Recent experience has shown that any organization--no matter how large or small it may be and no matter where it is located--can be struck by an unexpected disaster. Organizations that cope most effectively almost always are those that have prepared in advance and have an up-to-date and comprehensive crisis plan. Many companies have plans covering such things as continuality of management and resumption of operations and services. To such preparations should be added training and planning for psychological support services and also a crisis communications plan. Key employees and supervisors should be trained to deal with emergencies, and internal crisis management systems should be put in place. Trained professionals are available to help organizations with such preparations.
Emergency services workers who respond regularly to crisis situations, or hospital emergency room personnel who deal with human tragedy on a daily basis, are especially at risk for cumulative stress. Jeffrey T. Mitchell, Ph.D., of the University of Maryland, Baltimore County, has established a Critical Incident Stress Debriefing (CISD) process aimed at preventing or mitigating post-traumatic stress among these people whose jobs expose them frequently to emergencies and other stressful situations. CISD, structured psychological debriefings conducted in small groups, now is widely used by professionals dealing with emergency service personnel.
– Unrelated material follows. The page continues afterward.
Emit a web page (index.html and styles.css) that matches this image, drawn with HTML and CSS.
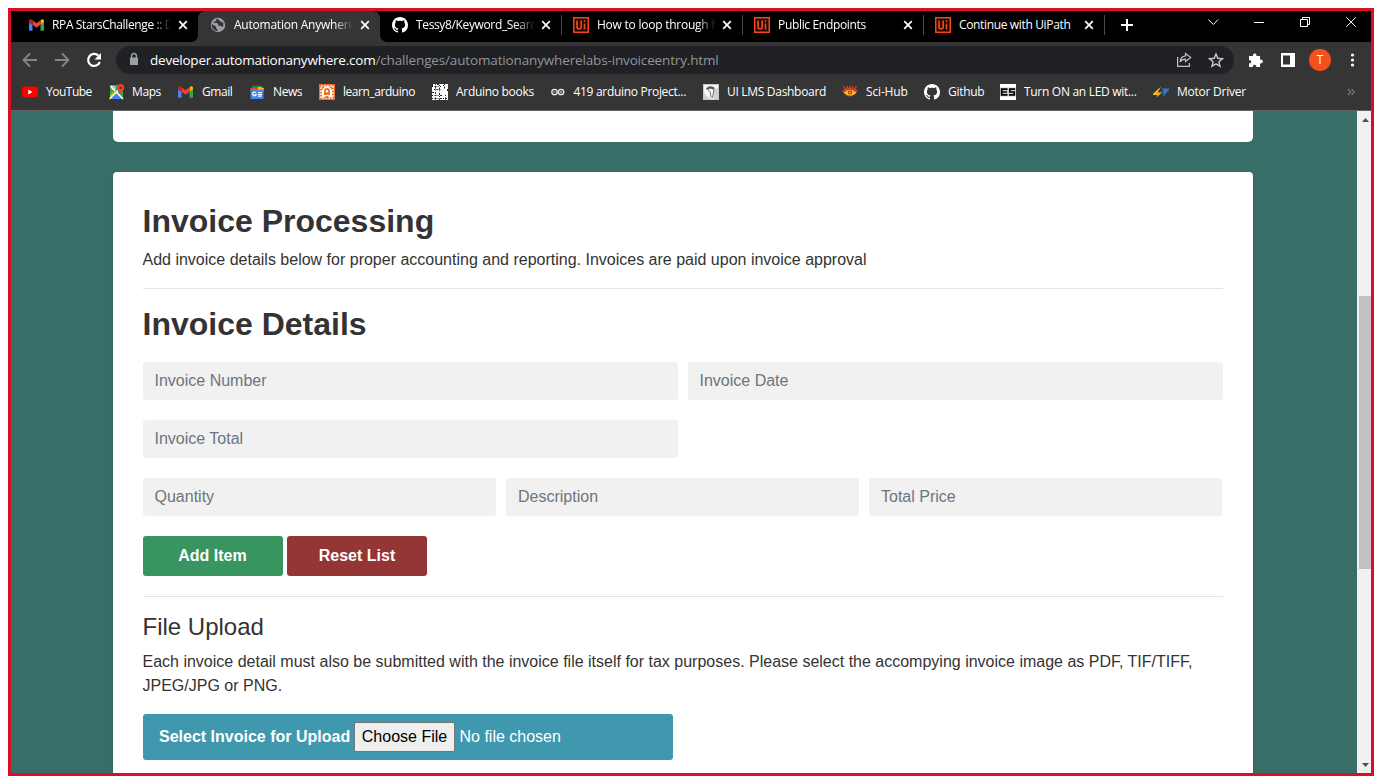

Although the original targets were public safety, disaster response, military and emergency service personnel, Mitchell says CISD can be used by skilled intervention teams dealing with any population segment, including children.
A CISD debriefing should be led by a mental health professional who has special training in debriefing techniques and trauma. The debriefer/psychologist meets with the group of affected persons, who will discuss the event and their reactions to it. The purpose of the discussion is to make participants relive the incident with others who went through the same thing, rather than bottling up their emotions. The debriefer/psychologist also will educate and instruct group members on how to recognize and cope with their reactions.
John E. Deleray, Ph.D., is a clinical psychologist at the University of Texas Southwestern Medical Center. Karen A. Sitterle, Ph.D., is a clinical psychologist who specializes in the treatment of post-traumatic stress disorders.